= Mahkam Pulodova =

Mahkam Tohirovna Pulodova (born 25 February 1928) was a Tajikistani obstetrician and gynaecologist of the Soviet era.

Born into a working-class family in Samarkand, Pulodova received her early education in local Russian schools, and graduated from the Tajikistan State Medical Institute in 1949. She was a graduate student from 1950 until 1953; during this time, in 1952, she joined the Communist Party of the Soviet Union. From 1954 until 1957 she was employed at the Tajikistan State Medical Institute; from 1958 to 1962 she served as acting Minister of Health of the Tajik SSR. In 1962 she became an assistant professor and Senior Scientific Worker, becoming a full Doctor of Medicine in 1967 and a professor in 1968. From that year until 1970 she served as prorector of scientific affairs, and in 1971 she became the head of the Tajikistan State Medical Institute's Department of Obstetrics and Gynecology, from which position she later retired.
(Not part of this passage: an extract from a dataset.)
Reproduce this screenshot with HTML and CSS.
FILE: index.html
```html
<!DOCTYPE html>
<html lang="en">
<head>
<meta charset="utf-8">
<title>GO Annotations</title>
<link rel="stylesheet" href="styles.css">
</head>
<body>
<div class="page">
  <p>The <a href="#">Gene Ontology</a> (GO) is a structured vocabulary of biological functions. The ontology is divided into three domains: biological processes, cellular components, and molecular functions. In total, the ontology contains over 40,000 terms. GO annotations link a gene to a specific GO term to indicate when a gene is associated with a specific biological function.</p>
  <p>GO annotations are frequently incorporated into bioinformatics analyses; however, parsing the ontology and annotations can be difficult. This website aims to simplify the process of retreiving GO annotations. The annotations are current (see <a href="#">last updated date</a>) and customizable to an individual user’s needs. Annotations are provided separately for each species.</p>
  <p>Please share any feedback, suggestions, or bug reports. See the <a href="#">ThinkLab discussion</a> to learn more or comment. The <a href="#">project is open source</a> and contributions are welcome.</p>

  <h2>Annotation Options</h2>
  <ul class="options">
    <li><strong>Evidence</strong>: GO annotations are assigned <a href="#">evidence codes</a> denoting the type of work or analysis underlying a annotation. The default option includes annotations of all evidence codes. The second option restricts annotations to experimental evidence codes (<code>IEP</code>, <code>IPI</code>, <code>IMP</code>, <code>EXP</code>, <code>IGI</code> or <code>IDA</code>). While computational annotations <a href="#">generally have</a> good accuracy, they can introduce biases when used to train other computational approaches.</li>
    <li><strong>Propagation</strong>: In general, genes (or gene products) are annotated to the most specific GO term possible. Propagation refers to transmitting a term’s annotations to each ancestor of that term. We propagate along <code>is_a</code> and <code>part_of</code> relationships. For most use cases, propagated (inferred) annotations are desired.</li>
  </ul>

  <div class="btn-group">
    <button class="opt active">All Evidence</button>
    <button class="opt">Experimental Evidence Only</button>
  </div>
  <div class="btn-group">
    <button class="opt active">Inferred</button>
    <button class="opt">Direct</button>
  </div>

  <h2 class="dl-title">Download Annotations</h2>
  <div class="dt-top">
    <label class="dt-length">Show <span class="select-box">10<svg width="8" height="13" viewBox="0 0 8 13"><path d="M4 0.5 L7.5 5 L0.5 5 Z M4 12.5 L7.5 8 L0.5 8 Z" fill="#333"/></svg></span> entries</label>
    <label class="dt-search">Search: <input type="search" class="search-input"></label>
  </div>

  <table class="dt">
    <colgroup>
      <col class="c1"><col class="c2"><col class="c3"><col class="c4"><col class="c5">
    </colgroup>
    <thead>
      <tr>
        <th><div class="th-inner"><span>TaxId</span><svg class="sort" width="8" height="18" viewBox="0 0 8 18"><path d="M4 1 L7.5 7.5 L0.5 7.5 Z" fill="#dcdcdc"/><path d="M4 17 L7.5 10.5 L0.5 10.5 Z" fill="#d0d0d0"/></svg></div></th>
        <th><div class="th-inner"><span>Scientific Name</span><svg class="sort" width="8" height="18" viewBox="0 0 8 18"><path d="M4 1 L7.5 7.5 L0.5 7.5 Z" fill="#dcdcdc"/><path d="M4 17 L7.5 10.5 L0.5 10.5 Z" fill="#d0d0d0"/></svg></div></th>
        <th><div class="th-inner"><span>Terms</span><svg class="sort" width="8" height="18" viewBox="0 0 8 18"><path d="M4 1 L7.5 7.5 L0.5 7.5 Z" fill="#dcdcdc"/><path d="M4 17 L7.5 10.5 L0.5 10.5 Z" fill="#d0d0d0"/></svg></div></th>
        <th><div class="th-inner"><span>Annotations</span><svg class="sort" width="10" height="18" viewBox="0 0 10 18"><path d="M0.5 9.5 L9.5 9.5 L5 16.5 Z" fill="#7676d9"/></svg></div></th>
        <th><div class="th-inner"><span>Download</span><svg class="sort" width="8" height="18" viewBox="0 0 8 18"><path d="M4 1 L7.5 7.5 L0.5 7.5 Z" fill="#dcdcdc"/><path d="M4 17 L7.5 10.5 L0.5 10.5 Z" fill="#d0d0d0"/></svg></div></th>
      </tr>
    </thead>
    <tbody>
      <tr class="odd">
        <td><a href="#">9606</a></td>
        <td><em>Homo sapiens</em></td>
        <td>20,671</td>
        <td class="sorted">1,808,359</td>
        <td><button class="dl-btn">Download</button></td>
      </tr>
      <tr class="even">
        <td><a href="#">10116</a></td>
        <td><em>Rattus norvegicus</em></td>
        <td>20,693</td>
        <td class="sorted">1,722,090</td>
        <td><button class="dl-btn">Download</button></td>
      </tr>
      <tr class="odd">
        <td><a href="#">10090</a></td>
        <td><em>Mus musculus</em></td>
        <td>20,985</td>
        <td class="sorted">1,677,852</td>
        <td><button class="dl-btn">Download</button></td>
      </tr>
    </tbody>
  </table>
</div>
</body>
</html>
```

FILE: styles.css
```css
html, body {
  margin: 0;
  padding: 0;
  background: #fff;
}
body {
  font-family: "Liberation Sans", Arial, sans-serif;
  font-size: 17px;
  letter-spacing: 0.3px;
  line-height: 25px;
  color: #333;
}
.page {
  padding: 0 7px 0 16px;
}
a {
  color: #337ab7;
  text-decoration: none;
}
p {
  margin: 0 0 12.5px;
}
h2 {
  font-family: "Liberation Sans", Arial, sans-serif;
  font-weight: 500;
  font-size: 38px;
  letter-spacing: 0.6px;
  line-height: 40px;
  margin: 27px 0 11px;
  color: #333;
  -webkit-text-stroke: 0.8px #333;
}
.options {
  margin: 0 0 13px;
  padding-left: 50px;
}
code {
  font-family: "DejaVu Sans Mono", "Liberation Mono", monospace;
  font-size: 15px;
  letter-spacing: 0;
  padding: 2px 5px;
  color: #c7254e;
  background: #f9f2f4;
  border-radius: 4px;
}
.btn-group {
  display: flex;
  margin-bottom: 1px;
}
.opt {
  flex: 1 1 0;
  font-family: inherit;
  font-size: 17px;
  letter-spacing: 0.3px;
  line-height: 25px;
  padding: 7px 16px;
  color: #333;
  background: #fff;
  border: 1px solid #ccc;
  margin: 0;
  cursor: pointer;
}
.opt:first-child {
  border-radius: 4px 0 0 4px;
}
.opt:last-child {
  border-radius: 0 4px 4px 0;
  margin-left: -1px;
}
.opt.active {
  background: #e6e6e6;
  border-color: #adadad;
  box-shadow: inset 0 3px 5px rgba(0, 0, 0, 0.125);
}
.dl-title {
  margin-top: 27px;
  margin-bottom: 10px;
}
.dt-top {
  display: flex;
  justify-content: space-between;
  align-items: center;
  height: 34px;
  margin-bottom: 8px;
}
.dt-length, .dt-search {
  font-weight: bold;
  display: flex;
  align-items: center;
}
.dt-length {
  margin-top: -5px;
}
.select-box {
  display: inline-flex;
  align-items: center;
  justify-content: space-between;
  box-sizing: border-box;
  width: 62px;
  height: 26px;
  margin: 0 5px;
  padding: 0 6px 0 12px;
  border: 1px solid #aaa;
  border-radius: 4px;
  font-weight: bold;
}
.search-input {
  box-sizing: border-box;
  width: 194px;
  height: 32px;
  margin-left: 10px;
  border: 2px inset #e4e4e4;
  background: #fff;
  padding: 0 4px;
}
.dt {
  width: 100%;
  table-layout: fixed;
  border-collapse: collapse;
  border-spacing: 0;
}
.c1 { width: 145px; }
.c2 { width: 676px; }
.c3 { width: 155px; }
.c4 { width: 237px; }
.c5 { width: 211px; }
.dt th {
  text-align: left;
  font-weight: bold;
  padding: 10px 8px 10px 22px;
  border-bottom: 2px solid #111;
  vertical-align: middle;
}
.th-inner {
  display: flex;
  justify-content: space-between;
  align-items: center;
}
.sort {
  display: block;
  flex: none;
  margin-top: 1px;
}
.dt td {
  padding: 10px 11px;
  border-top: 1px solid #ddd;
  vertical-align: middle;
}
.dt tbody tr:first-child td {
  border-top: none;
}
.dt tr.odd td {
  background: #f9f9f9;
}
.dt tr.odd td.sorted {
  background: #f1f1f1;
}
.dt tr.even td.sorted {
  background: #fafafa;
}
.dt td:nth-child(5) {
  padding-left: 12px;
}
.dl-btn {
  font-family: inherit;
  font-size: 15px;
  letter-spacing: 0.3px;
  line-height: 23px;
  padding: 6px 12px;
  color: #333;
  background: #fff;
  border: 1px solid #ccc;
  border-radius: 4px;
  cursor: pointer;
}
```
Pulodova concerned herself, in her research, with the effects of high altitudes on pregnancy and with the physiology of girls as they reach puberty. Her writings include Pregnancy and the Principles for Blood Coagulation in Tajikistan's Dry, Subtropic Conditions (Dushanbe, 1970) and The Humoral Aspects of the Immunological Process in Early Ontogenesis (Dushanbe, 1979). She received a number of awards for her work, being recognized as a Distinguished Scientist of the Tajik SSR in 1978 and receiving the Order of the Red Banner of Labour and several other medals for the government. During her career she traveled to India, Italy, and Iran.